■ DATA EXCERPT
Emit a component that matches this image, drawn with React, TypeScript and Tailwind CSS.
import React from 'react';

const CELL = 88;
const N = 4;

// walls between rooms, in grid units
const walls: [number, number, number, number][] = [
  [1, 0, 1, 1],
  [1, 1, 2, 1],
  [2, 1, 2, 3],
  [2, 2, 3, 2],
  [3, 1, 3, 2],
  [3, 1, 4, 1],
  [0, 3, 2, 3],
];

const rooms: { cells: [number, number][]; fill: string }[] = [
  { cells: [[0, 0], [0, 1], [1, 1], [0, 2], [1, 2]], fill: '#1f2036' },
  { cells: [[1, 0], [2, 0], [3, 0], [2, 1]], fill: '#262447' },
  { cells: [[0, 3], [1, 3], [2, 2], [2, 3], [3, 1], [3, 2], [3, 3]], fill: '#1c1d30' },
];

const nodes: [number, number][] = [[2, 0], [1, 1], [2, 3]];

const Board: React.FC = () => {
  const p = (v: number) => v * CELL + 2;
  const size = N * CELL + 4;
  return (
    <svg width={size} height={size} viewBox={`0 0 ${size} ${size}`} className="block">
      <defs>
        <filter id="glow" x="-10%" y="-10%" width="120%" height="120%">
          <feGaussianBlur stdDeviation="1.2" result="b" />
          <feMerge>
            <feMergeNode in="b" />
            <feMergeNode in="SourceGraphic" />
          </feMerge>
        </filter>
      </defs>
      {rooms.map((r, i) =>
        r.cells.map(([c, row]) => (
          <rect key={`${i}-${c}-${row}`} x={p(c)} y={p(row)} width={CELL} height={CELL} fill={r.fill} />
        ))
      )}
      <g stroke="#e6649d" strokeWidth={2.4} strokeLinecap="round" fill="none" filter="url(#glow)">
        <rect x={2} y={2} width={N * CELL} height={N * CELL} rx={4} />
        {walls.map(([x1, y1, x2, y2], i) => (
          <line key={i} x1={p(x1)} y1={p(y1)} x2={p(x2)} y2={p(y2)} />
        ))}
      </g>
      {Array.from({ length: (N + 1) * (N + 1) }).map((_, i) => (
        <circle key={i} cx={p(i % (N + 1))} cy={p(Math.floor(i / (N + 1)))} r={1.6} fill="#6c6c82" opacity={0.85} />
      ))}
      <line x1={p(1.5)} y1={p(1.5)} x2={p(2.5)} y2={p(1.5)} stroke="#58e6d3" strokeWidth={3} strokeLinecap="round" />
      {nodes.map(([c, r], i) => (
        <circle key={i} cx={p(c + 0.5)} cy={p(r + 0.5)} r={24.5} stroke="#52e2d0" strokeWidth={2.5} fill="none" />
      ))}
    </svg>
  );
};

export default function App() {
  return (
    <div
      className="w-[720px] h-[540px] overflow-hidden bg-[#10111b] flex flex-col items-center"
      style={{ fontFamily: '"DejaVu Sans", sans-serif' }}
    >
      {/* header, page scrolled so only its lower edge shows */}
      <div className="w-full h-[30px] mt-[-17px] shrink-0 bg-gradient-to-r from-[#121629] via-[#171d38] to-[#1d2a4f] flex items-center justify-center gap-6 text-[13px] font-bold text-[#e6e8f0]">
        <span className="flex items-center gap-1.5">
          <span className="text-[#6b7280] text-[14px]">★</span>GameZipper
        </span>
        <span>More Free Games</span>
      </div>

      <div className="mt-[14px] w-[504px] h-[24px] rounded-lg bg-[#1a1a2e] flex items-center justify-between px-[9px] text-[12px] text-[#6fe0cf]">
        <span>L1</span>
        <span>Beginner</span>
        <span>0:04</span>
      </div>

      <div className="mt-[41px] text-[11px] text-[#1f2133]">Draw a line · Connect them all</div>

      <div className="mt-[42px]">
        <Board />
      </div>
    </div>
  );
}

■ WHAT YOU NEED TO DO
Copy all lines from the listing that contain "React".

■ SOLUTION TO THIS PROBLEM
Emit a component that matches this image, drawn with React, TypeScript and Tailwind CSS.
import React from 'react';
const Board: React.FC = () => {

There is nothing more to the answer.